▸ INSTRUCTIONS TO FOLLOW
Extract every line where the string "styled" appears.
== DATA EXCERPT ==
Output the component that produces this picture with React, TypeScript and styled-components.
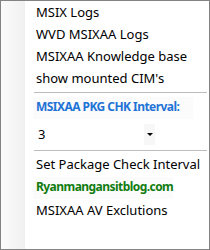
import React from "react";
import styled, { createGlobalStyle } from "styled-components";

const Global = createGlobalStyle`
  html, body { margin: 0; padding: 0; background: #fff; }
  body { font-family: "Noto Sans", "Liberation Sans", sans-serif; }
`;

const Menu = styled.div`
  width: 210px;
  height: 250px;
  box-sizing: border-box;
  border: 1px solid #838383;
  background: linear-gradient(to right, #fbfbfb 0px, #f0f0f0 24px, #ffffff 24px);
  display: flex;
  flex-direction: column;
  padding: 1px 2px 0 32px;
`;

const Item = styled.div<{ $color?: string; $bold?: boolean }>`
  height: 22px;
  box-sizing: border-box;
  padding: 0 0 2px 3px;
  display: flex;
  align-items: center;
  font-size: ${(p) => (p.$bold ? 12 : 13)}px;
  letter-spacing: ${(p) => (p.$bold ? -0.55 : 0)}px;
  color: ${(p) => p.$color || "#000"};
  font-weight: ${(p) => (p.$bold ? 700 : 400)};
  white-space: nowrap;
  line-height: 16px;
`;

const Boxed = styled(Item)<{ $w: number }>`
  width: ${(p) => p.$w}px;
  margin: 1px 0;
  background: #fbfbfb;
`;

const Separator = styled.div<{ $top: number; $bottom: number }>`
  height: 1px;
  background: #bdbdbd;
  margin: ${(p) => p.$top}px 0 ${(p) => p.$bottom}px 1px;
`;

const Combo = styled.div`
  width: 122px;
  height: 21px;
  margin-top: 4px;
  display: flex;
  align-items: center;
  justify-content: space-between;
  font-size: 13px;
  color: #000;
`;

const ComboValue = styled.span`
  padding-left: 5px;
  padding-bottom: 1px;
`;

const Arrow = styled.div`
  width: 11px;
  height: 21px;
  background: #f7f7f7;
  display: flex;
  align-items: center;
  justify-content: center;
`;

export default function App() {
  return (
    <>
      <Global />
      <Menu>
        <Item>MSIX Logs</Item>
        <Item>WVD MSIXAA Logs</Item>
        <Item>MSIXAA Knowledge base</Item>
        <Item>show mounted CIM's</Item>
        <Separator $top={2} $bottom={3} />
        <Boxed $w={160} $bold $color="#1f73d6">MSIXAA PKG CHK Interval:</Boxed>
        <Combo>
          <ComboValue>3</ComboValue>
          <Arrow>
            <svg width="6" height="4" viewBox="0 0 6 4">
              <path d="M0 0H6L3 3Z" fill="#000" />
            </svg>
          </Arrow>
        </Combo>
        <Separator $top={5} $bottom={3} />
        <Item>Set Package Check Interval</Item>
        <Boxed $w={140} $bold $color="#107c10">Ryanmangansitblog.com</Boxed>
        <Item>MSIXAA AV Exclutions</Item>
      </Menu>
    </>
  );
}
===
▸ OUTPUT OF THE TASK
Output the component that produces this picture with React, TypeScript and styled-components.
import styled, { createGlobalStyle } from "styled-components";
const Menu = styled.div`
const Item = styled.div<{ $color?: string; $bold?: boolean }>`
const Boxed = styled(Item)<{ $w: number }>`
const Separator = styled.div<{ $top: number; $bottom: number }>`
const Combo = styled.div`
const ComboValue = styled.span`
const Arrow = styled.div`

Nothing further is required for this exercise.